**What you are asked to do:**
From the entries below, extract every line that includes the word "React".

**Provided entries:**

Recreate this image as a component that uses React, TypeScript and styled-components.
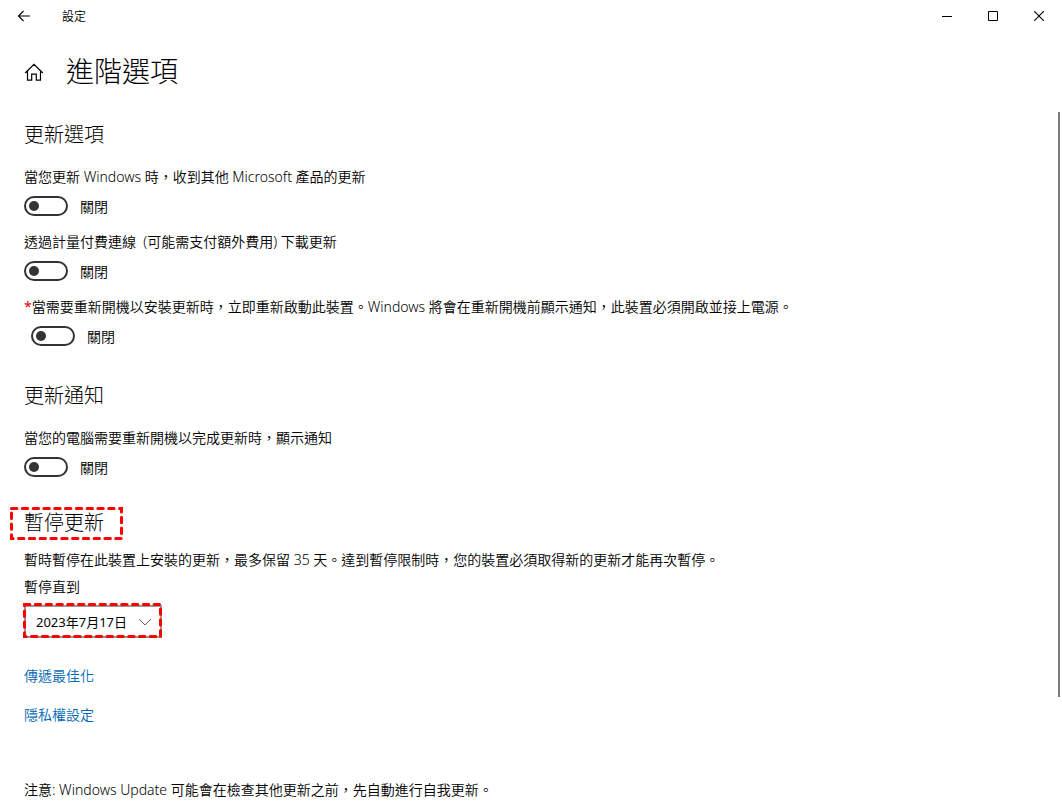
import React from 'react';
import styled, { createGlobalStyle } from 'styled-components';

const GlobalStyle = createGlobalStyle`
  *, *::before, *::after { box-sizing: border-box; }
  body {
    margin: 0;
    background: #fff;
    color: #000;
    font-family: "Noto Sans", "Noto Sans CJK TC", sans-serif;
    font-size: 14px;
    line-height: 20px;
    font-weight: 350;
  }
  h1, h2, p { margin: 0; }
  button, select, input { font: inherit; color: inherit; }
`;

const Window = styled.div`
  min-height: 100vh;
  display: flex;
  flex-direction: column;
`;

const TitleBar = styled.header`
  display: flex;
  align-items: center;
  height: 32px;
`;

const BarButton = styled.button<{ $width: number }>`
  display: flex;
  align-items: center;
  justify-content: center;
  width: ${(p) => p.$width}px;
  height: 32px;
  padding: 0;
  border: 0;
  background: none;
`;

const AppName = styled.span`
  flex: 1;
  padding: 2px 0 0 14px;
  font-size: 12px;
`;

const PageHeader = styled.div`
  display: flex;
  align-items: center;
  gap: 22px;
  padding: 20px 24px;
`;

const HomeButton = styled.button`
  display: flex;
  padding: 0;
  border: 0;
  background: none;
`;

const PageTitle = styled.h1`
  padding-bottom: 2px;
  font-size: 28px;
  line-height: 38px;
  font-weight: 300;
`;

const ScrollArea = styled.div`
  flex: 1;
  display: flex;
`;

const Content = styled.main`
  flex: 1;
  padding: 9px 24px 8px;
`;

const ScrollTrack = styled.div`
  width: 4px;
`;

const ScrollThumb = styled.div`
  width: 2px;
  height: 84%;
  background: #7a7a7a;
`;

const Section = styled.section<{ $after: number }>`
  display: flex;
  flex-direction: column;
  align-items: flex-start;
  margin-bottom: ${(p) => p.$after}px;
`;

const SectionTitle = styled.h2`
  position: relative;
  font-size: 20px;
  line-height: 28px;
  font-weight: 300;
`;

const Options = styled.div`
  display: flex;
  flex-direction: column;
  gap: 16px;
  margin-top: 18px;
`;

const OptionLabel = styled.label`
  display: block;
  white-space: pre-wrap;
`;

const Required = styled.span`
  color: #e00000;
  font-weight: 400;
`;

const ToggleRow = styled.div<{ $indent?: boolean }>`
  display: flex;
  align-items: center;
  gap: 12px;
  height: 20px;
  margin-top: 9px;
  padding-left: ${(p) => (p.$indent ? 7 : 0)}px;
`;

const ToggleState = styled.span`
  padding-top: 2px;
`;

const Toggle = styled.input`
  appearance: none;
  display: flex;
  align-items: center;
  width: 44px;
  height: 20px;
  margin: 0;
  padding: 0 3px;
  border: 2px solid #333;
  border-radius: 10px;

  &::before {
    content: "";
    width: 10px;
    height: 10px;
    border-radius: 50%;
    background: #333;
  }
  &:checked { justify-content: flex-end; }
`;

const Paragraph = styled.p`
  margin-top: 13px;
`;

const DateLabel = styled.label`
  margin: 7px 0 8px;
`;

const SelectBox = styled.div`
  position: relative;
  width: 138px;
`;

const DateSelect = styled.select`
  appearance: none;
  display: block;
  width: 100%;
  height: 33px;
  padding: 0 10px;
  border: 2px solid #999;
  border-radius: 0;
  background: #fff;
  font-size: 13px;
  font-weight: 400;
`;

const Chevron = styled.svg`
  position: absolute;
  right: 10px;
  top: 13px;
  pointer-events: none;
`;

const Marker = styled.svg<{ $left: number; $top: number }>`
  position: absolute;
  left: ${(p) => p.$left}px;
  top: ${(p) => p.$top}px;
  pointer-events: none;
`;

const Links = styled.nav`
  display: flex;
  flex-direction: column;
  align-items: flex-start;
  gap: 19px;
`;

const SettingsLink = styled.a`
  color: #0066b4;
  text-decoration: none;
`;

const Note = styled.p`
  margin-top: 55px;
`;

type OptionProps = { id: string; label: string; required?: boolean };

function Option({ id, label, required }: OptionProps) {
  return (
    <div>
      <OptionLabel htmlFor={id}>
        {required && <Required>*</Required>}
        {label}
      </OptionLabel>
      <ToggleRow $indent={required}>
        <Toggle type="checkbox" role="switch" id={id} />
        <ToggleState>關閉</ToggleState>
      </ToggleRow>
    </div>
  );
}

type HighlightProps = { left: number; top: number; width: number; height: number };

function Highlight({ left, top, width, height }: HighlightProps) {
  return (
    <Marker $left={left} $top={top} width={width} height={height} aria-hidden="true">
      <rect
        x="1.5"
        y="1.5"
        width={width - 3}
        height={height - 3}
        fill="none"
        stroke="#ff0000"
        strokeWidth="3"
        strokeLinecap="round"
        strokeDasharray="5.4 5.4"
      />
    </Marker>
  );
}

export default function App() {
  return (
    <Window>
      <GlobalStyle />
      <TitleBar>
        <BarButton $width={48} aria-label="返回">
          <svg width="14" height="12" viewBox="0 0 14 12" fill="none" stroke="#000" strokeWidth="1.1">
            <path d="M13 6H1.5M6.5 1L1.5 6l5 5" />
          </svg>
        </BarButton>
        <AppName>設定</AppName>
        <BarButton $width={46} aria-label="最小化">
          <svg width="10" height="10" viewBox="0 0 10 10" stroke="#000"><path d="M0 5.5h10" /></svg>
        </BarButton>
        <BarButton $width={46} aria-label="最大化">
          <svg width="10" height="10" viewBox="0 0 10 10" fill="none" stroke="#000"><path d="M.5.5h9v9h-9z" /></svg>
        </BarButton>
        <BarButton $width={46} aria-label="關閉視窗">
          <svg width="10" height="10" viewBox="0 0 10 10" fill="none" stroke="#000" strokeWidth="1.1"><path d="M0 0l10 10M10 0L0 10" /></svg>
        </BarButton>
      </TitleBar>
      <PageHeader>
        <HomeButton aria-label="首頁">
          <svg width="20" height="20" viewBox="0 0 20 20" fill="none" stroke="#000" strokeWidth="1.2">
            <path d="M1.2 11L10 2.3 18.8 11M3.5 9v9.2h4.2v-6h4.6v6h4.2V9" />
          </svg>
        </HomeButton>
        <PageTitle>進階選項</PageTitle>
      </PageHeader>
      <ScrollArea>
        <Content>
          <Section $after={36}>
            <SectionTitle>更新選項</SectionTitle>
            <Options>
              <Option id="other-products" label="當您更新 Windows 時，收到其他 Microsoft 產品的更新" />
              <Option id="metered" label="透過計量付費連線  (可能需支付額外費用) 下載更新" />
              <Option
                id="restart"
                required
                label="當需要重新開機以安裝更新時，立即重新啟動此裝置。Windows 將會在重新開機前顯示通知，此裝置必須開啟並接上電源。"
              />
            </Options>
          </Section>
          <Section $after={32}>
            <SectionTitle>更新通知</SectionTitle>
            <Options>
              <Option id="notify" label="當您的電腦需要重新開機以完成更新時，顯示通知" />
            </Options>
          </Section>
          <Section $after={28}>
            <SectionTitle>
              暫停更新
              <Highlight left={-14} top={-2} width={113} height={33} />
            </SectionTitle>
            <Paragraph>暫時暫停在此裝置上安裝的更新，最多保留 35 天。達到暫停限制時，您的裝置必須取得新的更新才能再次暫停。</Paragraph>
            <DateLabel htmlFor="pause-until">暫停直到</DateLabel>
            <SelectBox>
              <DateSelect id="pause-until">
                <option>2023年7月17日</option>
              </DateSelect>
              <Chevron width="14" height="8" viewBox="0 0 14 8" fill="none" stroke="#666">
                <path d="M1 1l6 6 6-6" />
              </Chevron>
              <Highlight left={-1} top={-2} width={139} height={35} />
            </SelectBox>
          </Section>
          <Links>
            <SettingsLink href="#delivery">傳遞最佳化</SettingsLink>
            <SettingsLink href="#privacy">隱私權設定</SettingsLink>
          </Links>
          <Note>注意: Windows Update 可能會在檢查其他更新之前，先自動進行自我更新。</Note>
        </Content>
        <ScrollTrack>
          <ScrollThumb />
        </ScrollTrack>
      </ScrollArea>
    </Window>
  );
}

* * *

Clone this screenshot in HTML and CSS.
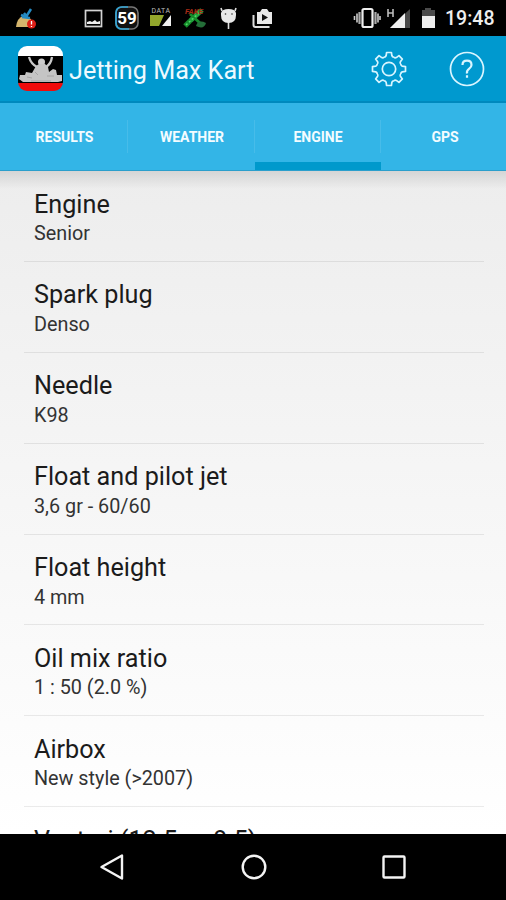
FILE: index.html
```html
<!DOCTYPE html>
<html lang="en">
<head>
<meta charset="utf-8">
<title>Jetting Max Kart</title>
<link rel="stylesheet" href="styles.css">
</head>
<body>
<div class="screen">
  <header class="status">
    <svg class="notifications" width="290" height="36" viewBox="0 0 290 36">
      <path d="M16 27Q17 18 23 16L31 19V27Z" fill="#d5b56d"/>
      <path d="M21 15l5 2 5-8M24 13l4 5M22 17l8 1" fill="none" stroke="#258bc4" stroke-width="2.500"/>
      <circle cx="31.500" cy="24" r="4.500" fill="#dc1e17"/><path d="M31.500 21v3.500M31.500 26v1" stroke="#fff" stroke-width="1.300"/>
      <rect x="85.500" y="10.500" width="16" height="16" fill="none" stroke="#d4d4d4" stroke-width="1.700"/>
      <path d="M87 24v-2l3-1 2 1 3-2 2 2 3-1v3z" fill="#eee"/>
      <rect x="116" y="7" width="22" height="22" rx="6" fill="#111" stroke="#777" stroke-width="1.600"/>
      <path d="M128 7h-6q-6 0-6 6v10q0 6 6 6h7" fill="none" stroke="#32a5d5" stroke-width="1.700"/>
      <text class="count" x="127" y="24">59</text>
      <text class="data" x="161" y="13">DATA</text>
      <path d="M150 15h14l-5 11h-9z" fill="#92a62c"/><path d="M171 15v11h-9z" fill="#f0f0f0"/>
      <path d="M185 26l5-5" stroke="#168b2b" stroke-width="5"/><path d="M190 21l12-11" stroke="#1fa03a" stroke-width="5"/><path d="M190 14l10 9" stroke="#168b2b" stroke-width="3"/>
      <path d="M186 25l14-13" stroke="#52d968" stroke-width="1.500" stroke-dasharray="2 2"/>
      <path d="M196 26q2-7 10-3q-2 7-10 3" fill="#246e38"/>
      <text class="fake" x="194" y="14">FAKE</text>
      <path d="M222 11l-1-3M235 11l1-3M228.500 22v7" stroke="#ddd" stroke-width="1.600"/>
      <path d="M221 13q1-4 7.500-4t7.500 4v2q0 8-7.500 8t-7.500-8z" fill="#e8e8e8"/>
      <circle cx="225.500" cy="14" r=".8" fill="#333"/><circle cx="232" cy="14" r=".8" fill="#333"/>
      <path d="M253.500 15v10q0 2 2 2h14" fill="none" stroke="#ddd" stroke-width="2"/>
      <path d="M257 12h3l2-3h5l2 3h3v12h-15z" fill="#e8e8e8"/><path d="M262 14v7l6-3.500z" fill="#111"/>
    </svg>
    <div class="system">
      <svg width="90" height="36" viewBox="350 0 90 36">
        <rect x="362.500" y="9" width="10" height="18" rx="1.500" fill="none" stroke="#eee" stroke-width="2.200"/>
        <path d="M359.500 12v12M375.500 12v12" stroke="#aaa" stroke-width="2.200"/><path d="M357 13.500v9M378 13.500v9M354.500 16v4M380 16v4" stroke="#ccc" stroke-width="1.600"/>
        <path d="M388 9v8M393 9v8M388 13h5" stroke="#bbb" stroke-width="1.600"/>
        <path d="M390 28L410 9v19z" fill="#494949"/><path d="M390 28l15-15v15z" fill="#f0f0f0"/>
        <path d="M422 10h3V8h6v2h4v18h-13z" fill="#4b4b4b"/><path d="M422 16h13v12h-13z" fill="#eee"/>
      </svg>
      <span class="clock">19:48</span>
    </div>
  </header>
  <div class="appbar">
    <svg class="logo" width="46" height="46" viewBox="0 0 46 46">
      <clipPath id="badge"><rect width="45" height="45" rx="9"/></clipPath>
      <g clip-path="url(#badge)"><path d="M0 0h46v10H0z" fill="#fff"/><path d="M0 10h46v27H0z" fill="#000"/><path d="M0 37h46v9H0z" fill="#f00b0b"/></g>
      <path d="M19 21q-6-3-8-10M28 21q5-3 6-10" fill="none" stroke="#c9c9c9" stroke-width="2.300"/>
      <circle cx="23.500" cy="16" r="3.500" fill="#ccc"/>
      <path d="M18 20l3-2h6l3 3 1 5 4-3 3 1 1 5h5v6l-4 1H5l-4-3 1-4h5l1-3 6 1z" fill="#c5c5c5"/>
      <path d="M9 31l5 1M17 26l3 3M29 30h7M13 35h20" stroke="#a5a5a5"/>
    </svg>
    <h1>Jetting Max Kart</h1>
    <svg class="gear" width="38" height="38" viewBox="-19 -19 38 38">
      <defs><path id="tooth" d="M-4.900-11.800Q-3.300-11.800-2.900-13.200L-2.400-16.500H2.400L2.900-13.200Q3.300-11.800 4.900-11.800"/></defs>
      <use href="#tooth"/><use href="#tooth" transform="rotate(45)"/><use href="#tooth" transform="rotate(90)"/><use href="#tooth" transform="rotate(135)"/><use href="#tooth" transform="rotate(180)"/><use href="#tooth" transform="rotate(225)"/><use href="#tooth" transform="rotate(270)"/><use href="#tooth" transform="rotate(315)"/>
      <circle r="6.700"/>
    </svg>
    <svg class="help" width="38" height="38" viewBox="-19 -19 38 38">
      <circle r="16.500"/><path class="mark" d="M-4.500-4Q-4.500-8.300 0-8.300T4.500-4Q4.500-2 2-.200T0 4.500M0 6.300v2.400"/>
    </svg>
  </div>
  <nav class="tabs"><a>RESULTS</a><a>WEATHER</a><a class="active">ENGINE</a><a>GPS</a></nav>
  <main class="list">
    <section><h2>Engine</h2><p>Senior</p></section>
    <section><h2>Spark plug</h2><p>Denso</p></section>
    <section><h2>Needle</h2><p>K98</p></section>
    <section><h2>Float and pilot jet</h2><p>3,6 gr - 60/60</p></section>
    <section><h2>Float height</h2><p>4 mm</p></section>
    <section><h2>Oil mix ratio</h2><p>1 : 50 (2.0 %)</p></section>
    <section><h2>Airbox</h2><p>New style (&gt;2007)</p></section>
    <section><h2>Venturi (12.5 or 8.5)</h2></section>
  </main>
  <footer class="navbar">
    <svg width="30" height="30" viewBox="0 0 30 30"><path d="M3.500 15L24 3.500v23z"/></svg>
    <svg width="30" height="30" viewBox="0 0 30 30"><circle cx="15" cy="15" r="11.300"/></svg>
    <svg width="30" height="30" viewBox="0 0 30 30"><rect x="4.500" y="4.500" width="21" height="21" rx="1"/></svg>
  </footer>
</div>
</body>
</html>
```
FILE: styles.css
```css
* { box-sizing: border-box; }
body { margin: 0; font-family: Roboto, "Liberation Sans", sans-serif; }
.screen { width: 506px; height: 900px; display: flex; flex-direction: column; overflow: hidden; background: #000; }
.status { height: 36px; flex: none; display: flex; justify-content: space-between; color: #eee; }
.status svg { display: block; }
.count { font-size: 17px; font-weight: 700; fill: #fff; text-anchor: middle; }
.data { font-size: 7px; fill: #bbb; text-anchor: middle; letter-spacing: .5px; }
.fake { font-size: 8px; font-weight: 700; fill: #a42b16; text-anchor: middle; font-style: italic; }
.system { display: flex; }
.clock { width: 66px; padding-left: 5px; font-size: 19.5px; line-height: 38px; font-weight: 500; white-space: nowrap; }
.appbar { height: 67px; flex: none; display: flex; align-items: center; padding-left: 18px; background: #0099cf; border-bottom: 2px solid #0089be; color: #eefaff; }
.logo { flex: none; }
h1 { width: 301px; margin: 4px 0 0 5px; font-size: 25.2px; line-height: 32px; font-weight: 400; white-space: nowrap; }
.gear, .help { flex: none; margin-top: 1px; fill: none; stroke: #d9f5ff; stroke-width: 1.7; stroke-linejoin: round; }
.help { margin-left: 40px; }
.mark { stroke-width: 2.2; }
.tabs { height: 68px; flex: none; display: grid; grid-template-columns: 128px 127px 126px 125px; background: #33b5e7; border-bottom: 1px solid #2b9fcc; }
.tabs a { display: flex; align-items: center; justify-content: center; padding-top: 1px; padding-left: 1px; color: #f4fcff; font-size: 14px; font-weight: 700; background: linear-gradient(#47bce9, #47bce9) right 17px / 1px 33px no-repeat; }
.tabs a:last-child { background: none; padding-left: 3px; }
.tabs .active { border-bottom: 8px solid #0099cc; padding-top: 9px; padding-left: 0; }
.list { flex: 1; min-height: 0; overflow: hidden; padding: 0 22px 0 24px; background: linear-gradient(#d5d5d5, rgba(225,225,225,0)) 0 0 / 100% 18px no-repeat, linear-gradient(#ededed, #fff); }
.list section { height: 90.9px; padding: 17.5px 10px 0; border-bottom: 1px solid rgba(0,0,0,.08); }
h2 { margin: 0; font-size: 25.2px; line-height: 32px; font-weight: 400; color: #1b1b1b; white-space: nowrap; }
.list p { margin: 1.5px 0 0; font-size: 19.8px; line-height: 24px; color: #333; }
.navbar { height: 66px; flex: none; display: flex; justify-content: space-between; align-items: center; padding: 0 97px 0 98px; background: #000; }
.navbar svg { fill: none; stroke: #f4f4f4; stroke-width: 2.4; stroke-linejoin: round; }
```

**Exercise answer:**
Recreate this image as a component that uses React, TypeScript and styled-components.
import React from 'react';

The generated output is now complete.